Smoothies were being prepared by a lady towards the back of the warehouse, in her attempt to sell the latest model of food processor.  "You can do anything with this.  Make soups, smoothies...", and she rattled off a list of wonders that could be prepared.  "Cocktails for the ladies when they come over to spend the afternoon in the 'She Shed', I countered.  I had given her a new angle! I settled for the smoothie!

In the middle of the store stood a shed.  Perhaps big enough to put a couch and a television, maybe a fridge, and a small (very small) table, it did not compare to the venue I recently 'reclaimed'.  A cocktail party would really not be an option, unless it was a very, very small gathering!  Samantha stepped inside, and as she knew I would, I shut the door, and put down the latch.  I felt rather ashamed, not at my action, but at being watched by several children, who looked on in a state of shock, as someone the age of their grandmother, was 'being silly'.  I opened the door, and received 'the look' from my daughter, and an even more distasteful glance from the youngsters.  "So, what do you think?  Enough light?" I said, desperately trying to regain ground, and maturity!  It did not work.  

As if to add insult to injury, as we continued along the aisles, I managed to spill my smoothie, all over the floor.  It did not look pleasant, as it had been made with avocado and mint.  A young boy passed by with his father.  He gasped and then asked his father if I had perhaps had an 'accident', although not using the same words.  His father looked rather more embarrassed than me, and the 'She Shed' was back on the menu!  Only this time it would be a 'hide-out'!

My usual 'hide-out' area was rather busier than usual on Saturday afternoon, although no surprisingly so.  The pool had a few more visitors than I am used to, but it did not stop me from swimming.

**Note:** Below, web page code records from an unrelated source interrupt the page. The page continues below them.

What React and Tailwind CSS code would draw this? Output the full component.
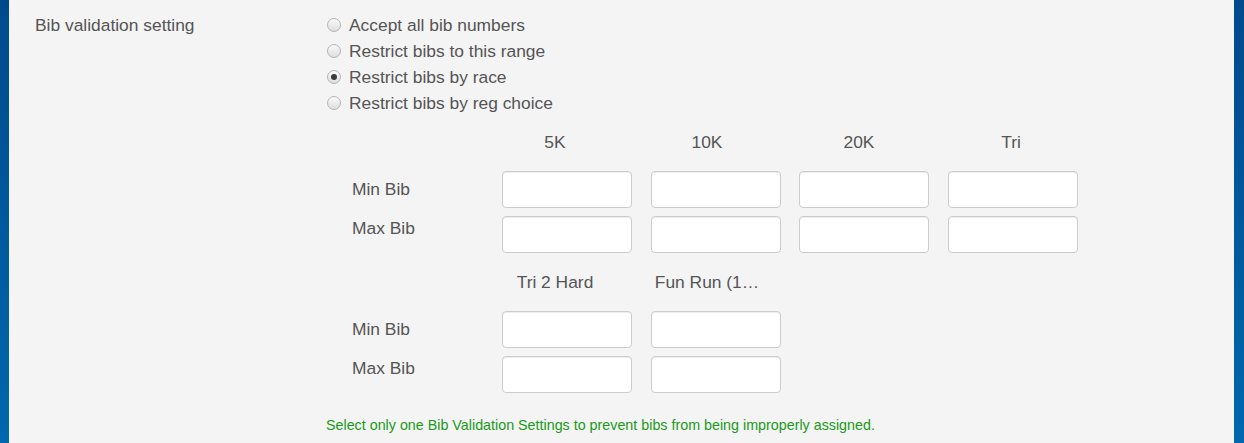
const options = [
  { label: "Accept all bib numbers", checked: false },
  { label: "Restrict bibs to this range", checked: false },
  { label: "Restrict bibs by race", checked: true },
  { label: "Restrict bibs by reg choice", checked: false },
];

const groups = [
  ["5K", "10K", "20K", "Tri"],
  ["Tri 2 Hard", "Fun Run (1…"],
];

function Radio({ checked }) {
  return (
    <span className="flex h-[14px] w-[14px] shrink-0 items-center justify-center rounded-full border border-[#b4b4b4] bg-gradient-to-b from-[#fafafa] to-[#dedede]">
      {checked && <span className="h-[6px] w-[6px] rounded-full bg-[#3a3a3a]" />}
    </span>
  );
}

function BibInput() {
  return (
    <input
      type="text"
      className="h-[37px] w-[130px] rounded-[4px] border border-[#cccccc] bg-white px-3 text-[#555] shadow-[inset_0_1px_1px_rgba(0,0,0,0.075)] outline-none"
    />
  );
}

function RaceGroup({ races }) {
  return (
    <div className="flex flex-col">
      <div className="flex h-[20px] items-center pl-[152px]">
        {races.map((race) => (
          <div key={race} className="w-[152px] whitespace-nowrap text-center">
            {race}
          </div>
        ))}
      </div>
      <div className="mt-[19px] flex flex-col gap-[8px]">
        {["Min Bib", "Max Bib"].map((label, i) => (
          <div key={label} className="flex">
            <div className={`w-[175px] pl-[25px] ${i === 0 ? "pt-[8px]" : "pt-[2px]"}`}>
              {label}
            </div>
            <div className="flex gap-[18.7px]">
              {races.map((race) => (
                <BibInput key={race} />
              ))}
            </div>
          </div>
        ))}
      </div>
    </div>
  );
}

export default function App() {
  return (
    <div
      className="flex h-[443px] w-[1244px] bg-gradient-to-b from-[#004a8c] to-[#0068ad] text-[17.4px] leading-[20px] text-[#555]"
      style={{ fontFamily: '"Liberation Sans", Arial, sans-serif' }}
    >
      <div className="ml-[9px] mr-[10px] flex flex-1 bg-[#f4f4f4] pt-[12px]">
        <div className="w-[318px] shrink-0 pl-[26px] pt-[3px]">Bib validation setting</div>
        <div className="flex flex-col">
          <div className="flex flex-col">
            {options.map((opt) => (
              <label key={opt.label} className="flex h-[26px] items-center gap-[8px]">
                <Radio checked={opt.checked} />
                <span>{opt.label}</span>
              </label>
            ))}
          </div>
          <div className="mt-[16px] flex flex-col gap-[19px]">
            {groups.map((races, i) => (
              <RaceGroup key={i} races={races} />
            ))}
          </div>
          <p className="-ml-[1px] mt-[24px] text-[14.3px] leading-[16px] text-[#1a9a1a]">
            Select only one Bib Validation Settings to prevent bibs from being improperly assigned.
          </p>
        </div>
      </div>
    </div>
  );
}
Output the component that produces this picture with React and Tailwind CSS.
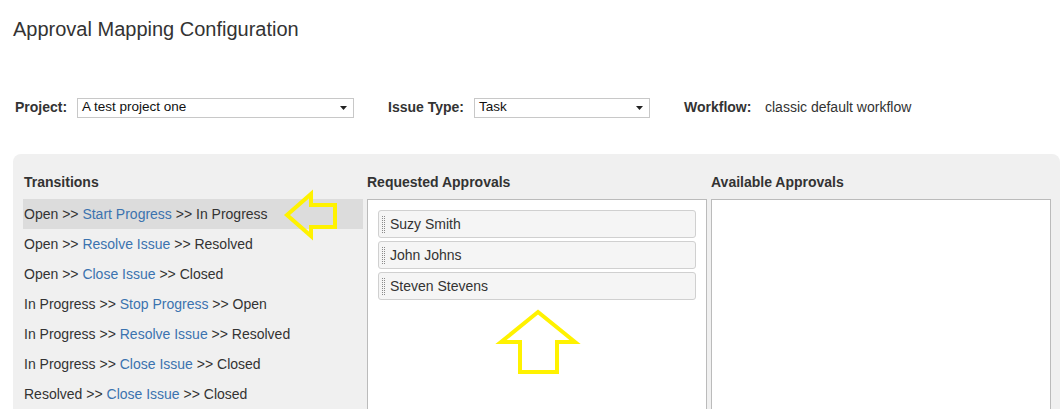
import React from "react";

const transitions = [
  ["Open", "Start Progress", "In Progress"],
  ["Open", "Resolve Issue", "Resolved"],
  ["Open", "Close Issue", "Closed"],
  ["In Progress", "Stop Progress", "Open"],
  ["In Progress", "Resolve Issue", "Resolved"],
  ["In Progress", "Close Issue", "Closed"],
  ["Resolved", "Close Issue", "Closed"],
];

function Select({ value, className }) {
  return (
    <div
      className={
        "h-[20px] border border-[#c8c8c8] bg-white flex items-center justify-between pl-[4px] pr-[6px] text-[13.5px] text-[#111] " +
        className
      }
    >
      <span>{value}</span>
      <svg width="7" height="4" viewBox="0 0 7 4">
        <path d="M0 0H7L3.5 4Z" fill="#222" />
      </svg>
    </div>
  );
}

export default function App() {
  return (
    <div className="relative w-[1063px] h-[409px] overflow-hidden bg-white font-['Liberation_Sans',Arial,sans-serif] text-[#333]">
      <h1 className="pl-[13px] pt-[17px] text-[20px] leading-[24px] text-[#333]">
        Approval Mapping Configuration
      </h1>

      <div className="mt-[56px] h-[21px] flex items-center pl-[15px] text-[14px]">
        <span className="w-[62px] shrink-0 font-bold text-[#333]">Project:</span>
        <Select value="A test project one" className="w-[277px] shrink-0" />
        <span className="ml-[34px] w-[86px] shrink-0 font-bold text-[#333]">Issue Type:</span>
        <Select value="Task" className="w-[176px] shrink-0" />
        <span className="ml-[34px] w-[81px] shrink-0 font-bold text-[#333]">Workflow:</span>
        <span className="text-[#333]">classic default workflow</span>
      </div>

      <div className="mt-[36px] ml-[13px] w-[1047px] h-[300px] rounded-[8px] bg-[#f0f0f0] pt-[20px] pl-[10px] pr-[9px]">
        <div className="grid grid-cols-[340px_340px_340px] gap-x-[4px]">
          <div>
            <div className="h-[17px] leading-[17px] mb-[8px] pl-[1px] text-[14px] font-bold text-[#333]">
              Transitions
            </div>
            <div className="flex flex-col">
              {transitions.map(([from, action, to], i) => (
                <div
                  key={i}
                  className={
                    "h-[30px] leading-[30px] pl-[1px] text-[14px] text-[#333] whitespace-nowrap " +
                    (i === 0 ? "bg-[#dcdcdc]" : "")
                  }
                >
                  {from} &gt;&gt; <span className="text-[#3b73af]">{action}</span> &gt;&gt; {to}
                </div>
              ))}
            </div>
          </div>

          <div>
            <div className="h-[17px] leading-[17px] mb-[8px] text-[14px] font-bold text-[#333]">
              Requested Approvals
            </div>
            <div className="h-[240px] border border-[#bbb] bg-white p-[10px] flex flex-col gap-[3px]">
              {["Suzy Smith", "John Johns", "Steven Stevens"].map((n) => (
                <div
                  key={n}
                  className="h-[28px] border border-[#d0d0d0] rounded-[3px] bg-[#f5f5f5] flex items-center pl-[3px] text-[14px] text-[#333]"
                >
                  <span className="w-[3px] h-[17px] border-x border-dotted border-[#8a8a8a]" />
                  <span className="ml-[5px]">{n}</span>
                </div>
              ))}
            </div>
          </div>

          <div>
            <div className="h-[17px] leading-[17px] mb-[8px] text-[14px] font-bold text-[#333]">
              Available Approvals
            </div>
            <div className="h-[240px] border border-[#bbb] bg-white" />
          </div>
        </div>
      </div>

      <svg
        className="absolute left-0 top-0 pointer-events-none"
        width="1063"
        height="409"
        viewBox="0 0 1063 409"
      >
        <polygon
          points="287,215 311,194 311,205 335,205 335,227 311,227 311,236"
          fill="none"
          stroke="#fff200"
          strokeWidth="4"
          strokeLinejoin="miter"
        />
        <polygon
          points="538,312 575,342 557,342 557,372 520,372 520,342 501,342"
          fill="none"
          stroke="#fff200"
          strokeWidth="4"
          strokeLinejoin="miter"
        />
      </svg>
    </div>
  );
}
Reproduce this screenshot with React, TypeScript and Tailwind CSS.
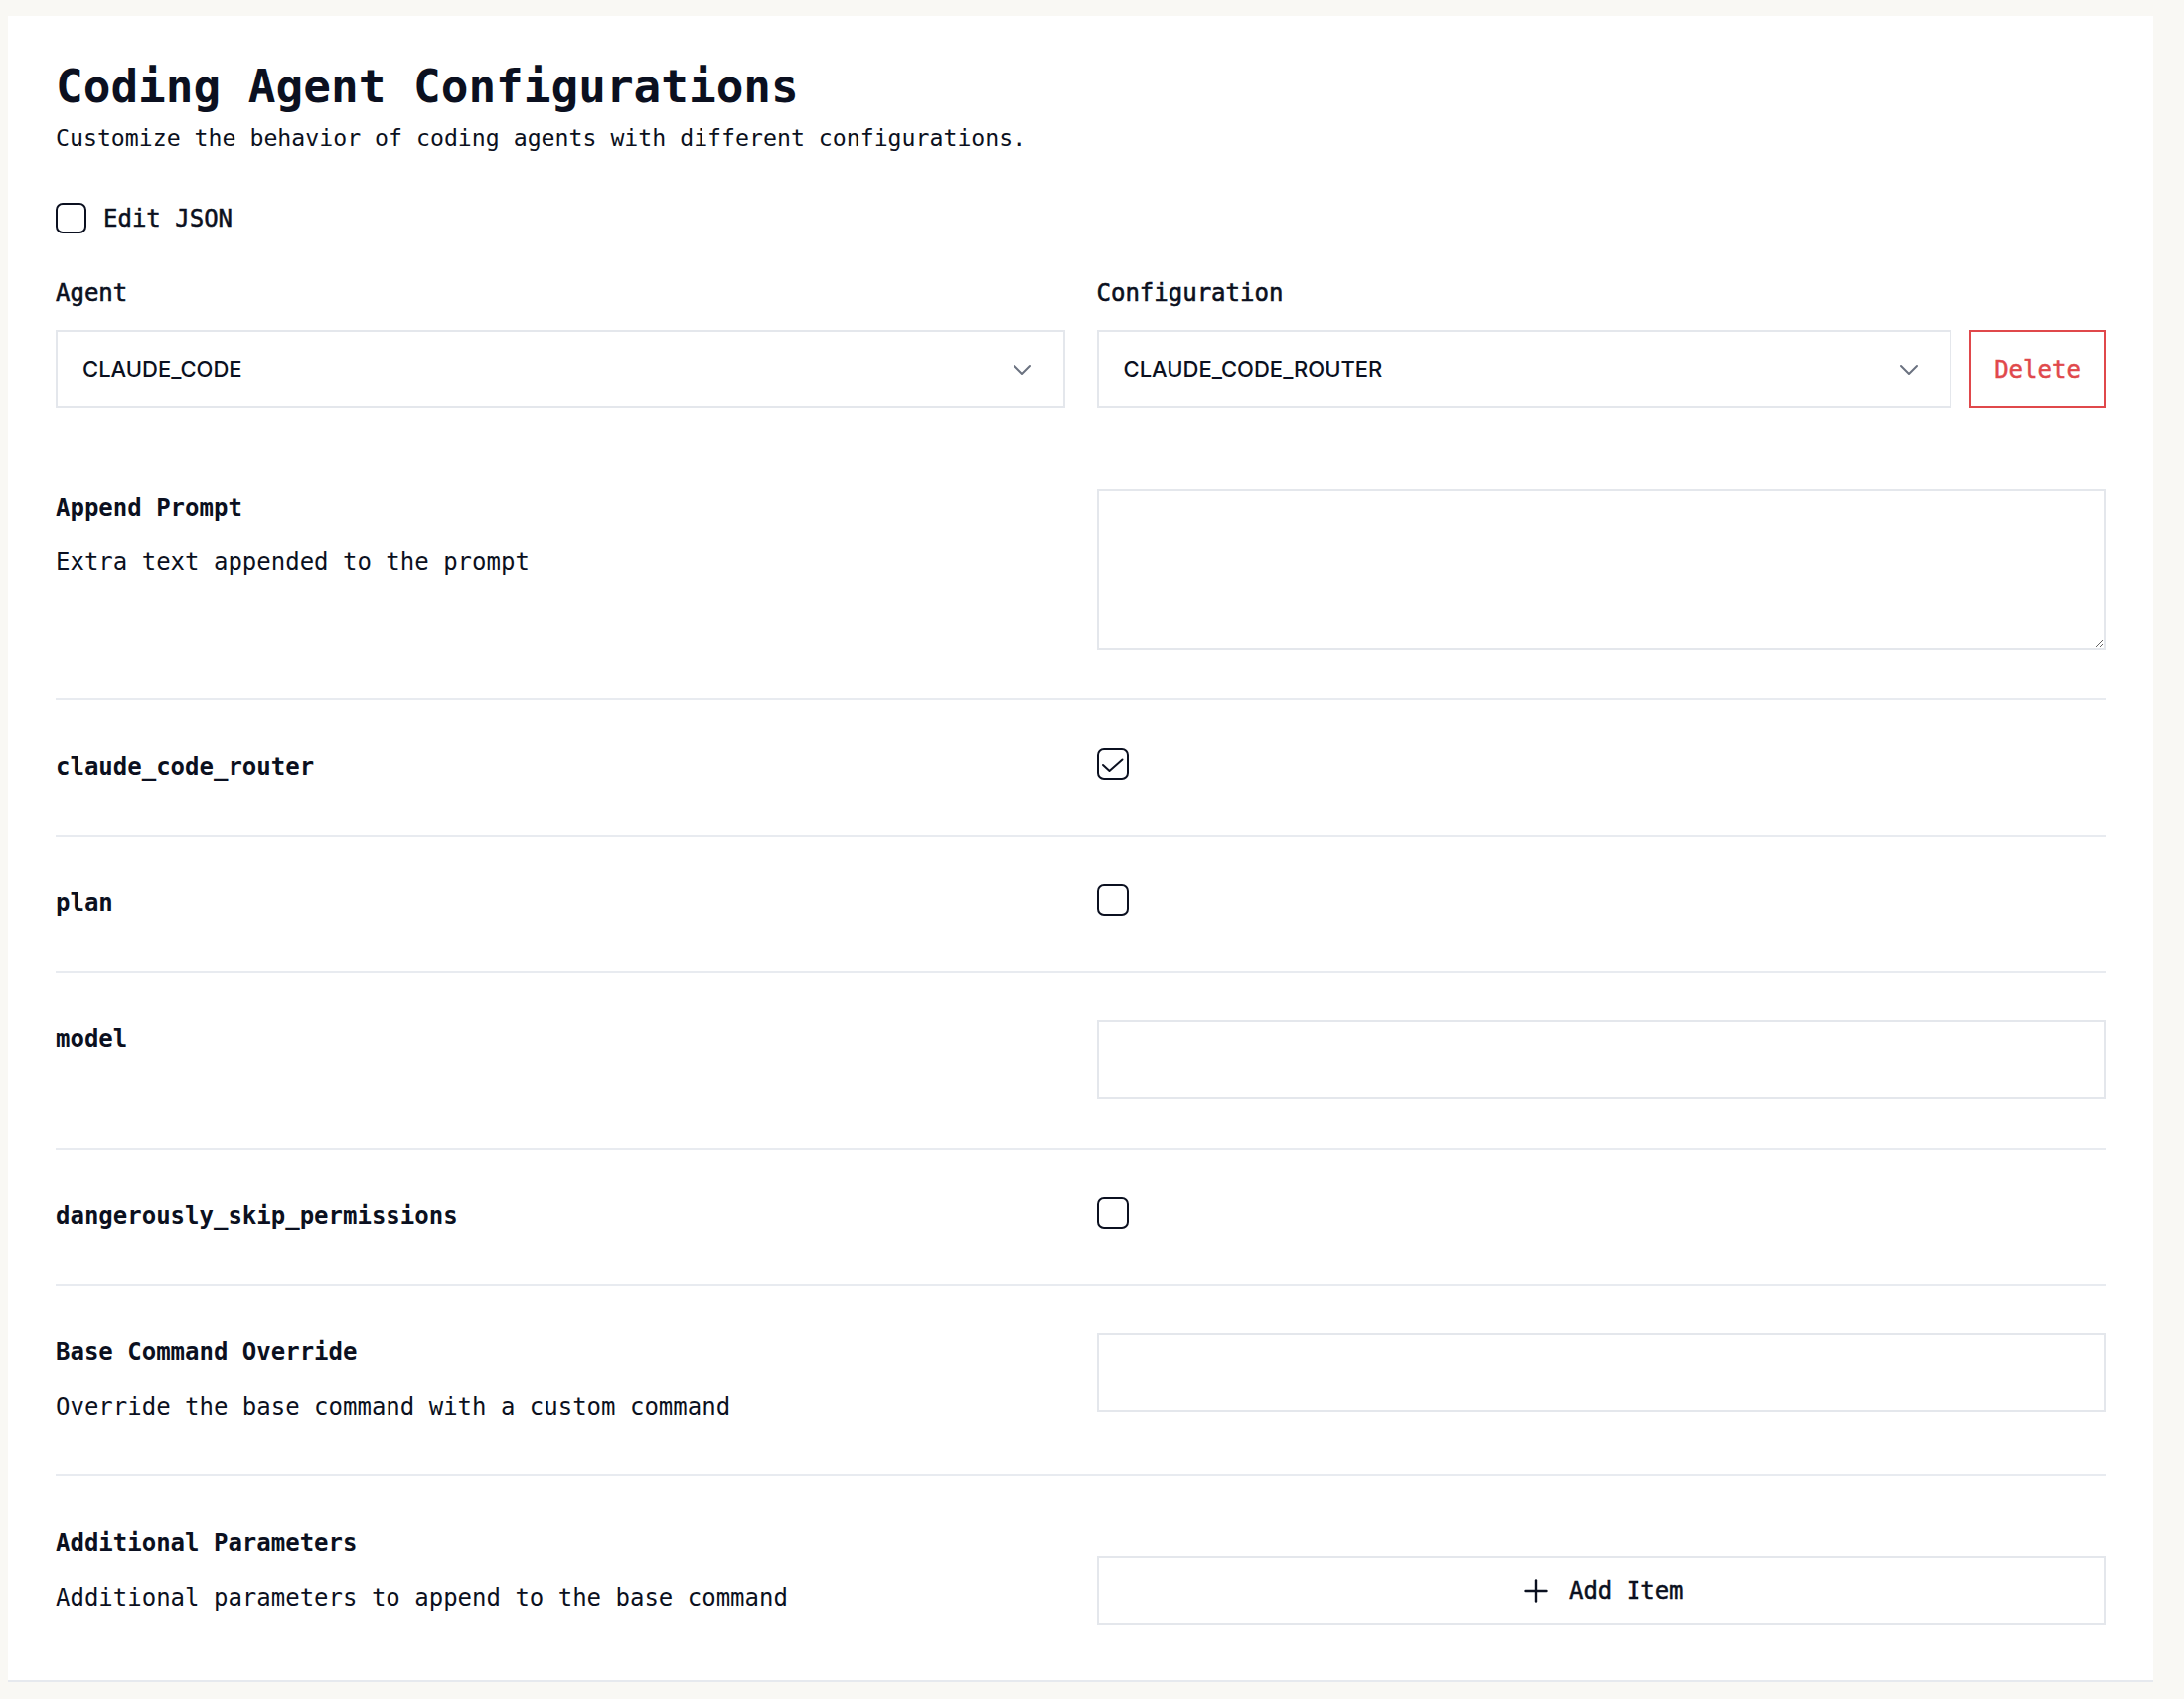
import { ChevronDown, Plus } from "lucide-react";

function Box({ checked = false, size = "w-[32px] h-[32px]" }: { checked?: boolean; size?: string }) {
  return (
    <span
      className={`${size} shrink-0 rounded-[7px] border-[2.5px] border-[#0b1020] bg-white flex items-center justify-center`}
    >
      {checked && (
        <svg width="32" height="32" viewBox="0 0 32 32" fill="none" className="-m-[2.5px]">
          <polyline
            points="6 17 12.5 23 25.5 11.5"
            stroke="#0b1020"
            strokeWidth="2"
            strokeLinecap="round"
            strokeLinejoin="round"
          />
        </svg>
      )}
    </span>
  );
}

function FakeSelect({ value }: { value: string }) {
  return (
    <button className="w-full h-[79px] flex items-center justify-between px-[25px] border-2 border-[#e4e7ec] bg-white text-left">
      <span className="font-['Inter',sans-serif] text-[22px] font-medium text-[#0b1020]">{value}</span>
      <ChevronDown size={32} strokeWidth={1.5} className="text-[#6b7280]" />
    </button>
  );
}

function Row({
  label,
  desc,
  children,
  last = false,
}: {
  label: string;
  desc?: string;
  children: React.ReactNode;
  last?: boolean;
}) {
  return (
    <div className={`grid grid-cols-2 gap-x-[32px] pt-[48px] pb-[49px] ${last ? "" : "border-b-2 border-[#e8ebf0]"}`}>
      <div>
        <div className="text-[24px] leading-[38px] font-bold">{label}</div>
        {desc && <div className="mt-[17px] text-[24px] leading-[38px]">{desc}</div>}
      </div>
      <div>{children}</div>
    </div>
  );
}

export default function App() {
  return (
    <div className="min-h-screen bg-[#f9f8f4] pt-[16px] pl-[8px] pr-[31px]">
      <div className="bg-white border-b-2 border-[#e6e9ee] px-[48px] pt-[43px] pb-[6px] font-['DejaVu_Sans_Mono',monospace] text-[#0b1020]">
        <h1 className="text-[46px] leading-[56px] font-bold">Coding Agent Configurations</h1>
        <p className="mt-[8px] text-[23.2px] leading-[32px]">
          Customize the behavior of coding agents with different configurations.
        </p>

        <label className="mt-[49px] flex items-center gap-[17px] h-[31px]">
          <Box size="w-[31px] h-[31px]" />
          <span className="text-[24px] [-webkit-text-stroke:0.5px_#0b1020]">Edit JSON</span>
        </label>

        <div className="mt-[44px] grid grid-cols-2 gap-x-[32px]">
          <div>
            <div className="text-[24px] leading-[32px] [-webkit-text-stroke:0.6px_#0b1020]">Agent</div>
            <div className="mt-[21px]">
              <FakeSelect value="CLAUDE_CODE" />
            </div>
          </div>
          <div>
            <div className="text-[24px] leading-[32px] [-webkit-text-stroke:0.6px_#0b1020]">Configuration</div>
            <div className="mt-[21px] flex gap-[18px]">
              <div className="flex-1">
                <FakeSelect value="CLAUDE_CODE_ROUTER" />
              </div>
              <button className="w-[137px] h-[79px] border-2 border-[#e0484b] text-[#e0484b] text-[24px] bg-white [-webkit-text-stroke:0.5px_#e0484b]">
                Delete
              </button>
            </div>
          </div>
        </div>

        <div className="mt-[33px]">
          <Row label="Append Prompt" desc="Extra text appended to the prompt">
            <textarea className="block w-full h-[162px] border-2 border-[#e4e7ec] bg-white resize-y outline-none" />
          </Row>
          <Row label="claude_code_router">
            <div className="h-[38px]">
              <Box checked />
            </div>
          </Row>
          <Row label="plan">
            <div className="h-[38px]">
              <Box />
            </div>
          </Row>
          <Row label="model">
            <input className="block w-full h-[79px] border-2 border-[#e4e7ec] bg-white outline-none" />
          </Row>
          <Row label="dangerously_skip_permissions">
            <div className="h-[38px]">
              <Box />
            </div>
          </Row>
          <Row label="Base Command Override" desc="Override the base command with a custom command">
            <input className="block w-full h-[79px] border-2 border-[#e4e7ec] bg-white outline-none" />
          </Row>
          <Row label="Additional Parameters" desc="Additional parameters to append to the base command" last>
            <button className="mt-[32px] w-full h-[70px] flex items-center justify-center gap-[15px] border-2 border-[#e4e7ec] bg-white">
              <Plus size={36} strokeWidth={1.6} className="text-[#0b1020]" />
              <span className="text-[24px] [-webkit-text-stroke:0.5px_#0b1020]">Add Item</span>
            </button>
          </Row>
        </div>
      </div>
    </div>
  );
}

I swam my self-allotted amount of laps, and then sat down to read.  Everyone finally left, and I started to doze.  The breeze was refreshing and the solitude relaxing.  Who needs a 'She-Shed', I thought.  If I was married to a man who was content to go out into the garage with his friends to watch 'the game', and drink a few beers, then I think I would be more than happy to have my friends over for cocktails in any other room in the rest of the house!  Why have less space?  I am sure there will be many answers to that rhetorical question!  As I dozed, I was aware of people coming to invade my privacy but was delighted to see that it was my next door neighbours, with their six month old son, who had not yet ventured into the pool.  Who needs solitude?  I enjoyed every minute of their company.

Today it is raining.  My 'She-Shed' would have to be very 'weatherproof' to withstand the downfall that we had this afternoon.  The thunder ricocheted through air, and the tornado watch would have had me in a real cave, rather than a mere 'Man-Cave'.  An internal cupboard, rather than a freestanding 'box' would be preferable.  

As my afternoon will now not be reading by the water, I shall have to come up with an alternative.  I could watch the programme I recorded yesterday morning, which included footage of a wedding.  (No, you cannot escape mention even on this page!)  I could make a cake.  (My carrot cake this week was hailed by my other-half as 'spectacular' - another reason for him abandoning the kitchen.)  I could just sit and think, "What can I write next", for ........... another story.